Theveßen stellt am Beginn fest, der Anschlag vom 11. September 2001 sei eine große Falle gewesen, und der Westen sei hinein getappt. Durch seine journalistische Arbeit verfügt Theveßen über ein großes Netz von Kontakten, was er für die Recherchen zu seinem Buch auch genutzt hat. Der Autor macht deutlich, wie er die Strategie der Terroristen versteht. Nach seiner Auffassung geht es ihnen darum, mit ihren Anschlägen bestimmte Reaktionen auszulösen, aus denen sie dann politische Vorteile für sich machen können.
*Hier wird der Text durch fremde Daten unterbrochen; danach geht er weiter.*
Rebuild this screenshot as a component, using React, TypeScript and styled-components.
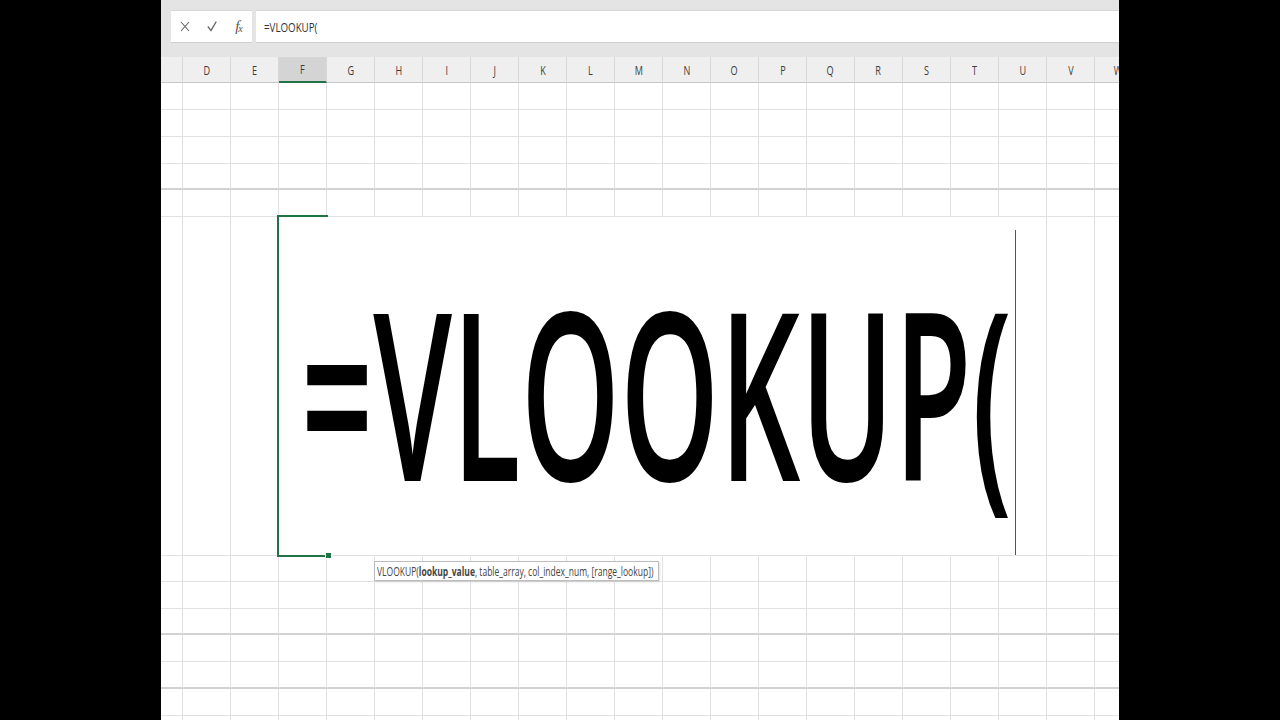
import React from "react";
import styled, { createGlobalStyle } from "styled-components";

const GlobalStyle = createGlobalStyle`
  html, body {
    margin: 0;
    padding: 0;
    background: #000;
    font-family: "Open Sans", "Liberation Sans", sans-serif;
  }
`;

const COLS = ["C", "D", "E", "F", "G", "H", "I", "J", "K", "L", "M", "N", "O", "P", "Q", "R", "S", "T", "U", "V", "W"];
const ROWS = [27, 27, 27, 26, 27, 339, 26, 27, 26, 27, 27, 27, 27];
const THICK = [3, 8, 10];
const EDIT_ROW = 5;
const EDIT_COL = 3;

const Frame = styled.div`
  width: 958px;
  height: 720px;
  margin: 0 auto;
  background: #fff;
  overflow: hidden;
`;

const FormulaArea = styled.div`
  display: flex;
  gap: 4px;
  height: 57px;
  padding: 10px 0 0 10px;
  box-sizing: border-box;
  background: #e4e4e4;
`;

const ButtonBox = styled.div`
  display: flex;
  height: 33px;
  background: #fff;
  border-top: 1px solid #d6d6d6;
  border-bottom: 1px solid #cfcfcf;
  box-sizing: border-box;
`;

const IconSlot = styled.div`
  width: 27px;
  display: flex;
  align-items: center;
  justify-content: center;
  color: #666;
`;

const Fx = styled.span`
  font-family: "Liberation Serif", serif;
  font-style: italic;
  font-size: 15px;
  color: #555;
  letter-spacing: -1px;
  sub {
    font-size: 10px;
    vertical-align: -1px;
  }
`;

const InputBox = styled.div`
  flex: 1;
  height: 33px;
  display: flex;
  align-items: center;
  padding-left: 8px;
  background: #fff;
  border-top: 1px solid #d6d6d6;
  border-bottom: 1px solid #cfcfcf;
  box-sizing: border-box;
`;

const Narrow = styled.span<{ $scale: number; $origin?: string; $size?: number; $color?: string }>`
  display: inline-block;
  white-space: nowrap;
  font-family: "Open Sans", "Liberation Sans", sans-serif;
  font-size: ${(p) => p.$size ?? 13}px;
  color: ${(p) => p.$color ?? "#333"};
  transform: scaleX(${(p) => p.$scale});
  transform-origin: ${(p) => p.$origin ?? "left"} center;
`;

const Sheet = styled.div`
  margin-left: -26px;
  width: ${COLS.length * 48}px;
`;

const HeaderRow = styled.div`
  display: grid;
  grid-template-columns: repeat(${COLS.length}, 48px);
  height: 26px;
`;

const HeaderCell = styled.div<{ $active?: boolean }>`
  display: flex;
  align-items: center;
  justify-content: center;
  box-sizing: border-box;
  background: ${(p) => (p.$active ? "#d4d4d4" : "#efefef")};
  border-right: 1px solid #d8d8d8;
  border-bottom: ${(p) => (p.$active ? "2px solid #217346" : "1px solid #c6c6c6")};
`;

const Row = styled.div<{ $h: number }>`
  display: grid;
  grid-template-columns: repeat(${COLS.length}, 48px);
  height: ${(p) => p.$h}px;
`;

const Cell = styled.div<{ $thick?: boolean }>`
  position: relative;
  box-sizing: border-box;
  border-right: 1px solid #e1e1e1;
  border-bottom: ${(p) => (p.$thick ? "2px solid #d2d2d2" : "1px solid #e1e1e1")};
`;

const Selection = styled.div`
  position: absolute;
  left: -2px;
  top: -2px;
  bottom: -2px;
  width: 49px;
  border: 2px solid #217346;
  border-right: none;
  z-index: 3;
  pointer-events: none;
`;

const Handle = styled.div`
  position: absolute;
  left: 46px;
  bottom: -4px;
  width: 5px;
  height: 5px;
  background: #217346;
  border: 1px solid #fff;
  z-index: 4;
`;

const Editor = styled.div`
  position: absolute;
  left: 0;
  top: 0;
  width: 737px;
  height: 338px;
  background: #fff;
  z-index: 2;
  overflow: hidden;
`;

const BigText = styled.div`
  margin: 57px 0 0 22px;
  font-family: "Open Sans", "Liberation Sans", sans-serif;
  font-size: 234px;
  font-weight: 600;
  line-height: 234px;
  color: #000;
  white-space: nowrap;
  transform: scaleX(0.54);
  transform-origin: left top;
`;

const Caret = styled.div`
  position: absolute;
  right: 0;
  top: 13px;
  bottom: 0;
  width: 1px;
  background: #555;
`;

const Tooltip = styled.div`
  position: absolute;
  left: 95px;
  top: 344px;
  width: 285px;
  height: 20px;
  box-sizing: border-box;
  display: flex;
  align-items: center;
  padding-left: 2px;
  background: #fff;
  border: 1px solid #bdbdbd;
  box-shadow: 1px 1px 2px rgba(0, 0, 0, 0.12);
  z-index: 5;
  b {
    font-weight: 700;
  }
`;

const CloseIcon = () => (
  <svg width="10" height="11" viewBox="0 0 10 11" fill="none" stroke="#666" strokeWidth="1.1">
    <path d="M1 1 L9 10 M9 1 L1 10" />
  </svg>
);

const CheckIcon = () => (
  <svg width="10" height="11" viewBox="0 0 10 11" fill="none" stroke="#666" strokeWidth="1.4" strokeLinecap="round">
    <path d="M1.2 5.8 L4 9.6 L9 1" />
  </svg>
);

const EditingCell: React.FC = () => (
  <Cell>
    <Selection />
    <Editor>
      <BigText>=VLOOKUP(</BigText>
      <Caret />
    </Editor>
    <Handle />
    <Tooltip>
      <Narrow $scale={0.655} $color="#444">
        VLOOKUP(<b>lookup_value</b>, table_array, col_index_num, [range_lookup])
      </Narrow>
    </Tooltip>
  </Cell>
);

export default function App() {
  return (
    <>
      <GlobalStyle />
      <Frame>
        <FormulaArea>
          <ButtonBox>
            <IconSlot>
              <CloseIcon />
            </IconSlot>
            <IconSlot>
              <CheckIcon />
            </IconSlot>
            <IconSlot>
              <Fx>
                f<sub>x</sub>
              </Fx>
            </IconSlot>
          </ButtonBox>
          <InputBox>
            <Narrow $scale={0.75}>=VLOOKUP(</Narrow>
          </InputBox>
        </FormulaArea>
        <Sheet>
          <HeaderRow>
            {COLS.map((c, i) => (
              <HeaderCell key={c} $active={i === EDIT_COL}>
                <Narrow $scale={0.7} $origin="center" $color="#3c3c3c">
                  {c}
                </Narrow>
              </HeaderCell>
            ))}
          </HeaderRow>
          {ROWS.map((h, r) => (
            <Row key={r} $h={h}>
              {COLS.map((c, i) =>
                r === EDIT_ROW && i === EDIT_COL ? (
                  <EditingCell key={c} />
                ) : (
                  <Cell key={c} $thick={THICK.includes(r)} />
                )
              )}
            </Row>
          ))}
        </Sheet>
      </Frame>
    </>
  );
}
Diesen roten Faden in der Serie von Anschlägen verdeutlicht Theveßen in seinem Buch, mit dem er einen Leitfaden für einen wirksameren Kampf gegen den Islamismus liefern will. Das ist ziemlich hoch gegriffen, und dieser eigenen Messlatte wird er am Ende nicht wirklich gerecht. Das schmälert nicht seinen Verdienst, hier ein gute Beschreibung der aktuellen Situation geliefert zu haben.
Der Autor schildert aktuelle Fälle in Deutschland und Frankreich, und vertritt die Auffassung, dass zwar der Staat, aber nicht die Gesellschaft auf diese Herausforderung vorbereitet ist. Die Djihadisten halten sich in der Tat an die Handlungsanweisungen in vorliegenden und öffentlich zugänglichen Strategie-Papieren. Theveßen geht auch auf den ideologischen Aspekt ein, der nach seiner Auffassung in vielen Analysen ignoriert wird. Abschließend schildert er rechtsextremer Islamhasser mit den Islamisten, und findet klare Worte zur Fernwirkung von AfD und Pegida in Deutschland. Bei der Gegenstrategie ist für Theveßen Prävention genauso wichtig wie Repression. Er bleibt bei seinen Empfehlungen relativ allgemein und unverbindlich, und kann so seine Messlatte nicht überscpringen - dennoch hat er ein wirklich lesenswertes Buch vorgelegt.

Bewertung vom 12.04.2017
Die schwarze Republik und das Versagen der deutschen Linken
Lucke, Albrecht von

Die schwarze Republik und das Versagen der deutschen Linken


ausgezeichnet

Eine ausgezeichnete Analyse

Albrecht von Lucke hat die Situation der deutschen politischen Linken - womit nicht die Partei gemeint ist - ausgezeichnet beschrieben und analysiert. Um es gleich vorweg zu sagen: Den Schulz-Hype konnte er weder ahnen, noch in seinem Buch berücksichtigen, es ist schlichtweg wenige Wochen oder gar Tage zu früh gedruckt worden. Aber von Sigmar Gabriels Verzicht und dem durch Martin Schulz ausgelösten Boom wurde schließlich ganz Deutschland überrascht.
Spannend zu lesen ist Luckes Beschreibung der Entfremdung zwischen SPD und Linkspartei, enorm befeuert durch die Fusion zwischen PDS und der westdeutschen WASG, die bereits von Oskar Lafontaine und anderen ehemaligen Sozialdemokraten dominiert wurde. Der Autor schildert den menschlichen und politischen Dissens zwischen Lafontaine und SPD-Vormann Gerhard Schröder. Hier trafen zwei Machtmenschen aufeinander, für die selbst eine große Partei wie die SPD zu klein war.
Lucke schreibt, Rot-Rot-Grün habe im Herbst 2017 keine Chance, da es zu viele inhaltliche Differenzen gebe. Er hat in vielem Recht, aber ich halte den inhaltlichen Findungsprozess noch nicht für abgeschlossen. Und auch seine zweite These, letzte Chance für Schwarz-Grün, wird man an der Realität überprüfen müssen.
Trotz der aktuellen Wendungen durch Martin Schulz ein für politisch Interessierte überaus interessantes Buch, denn in den rückblickenden Teilen beweist der Autor einen wachen Blick und scharfen Verstand. Lesenswert und anregend zugleich!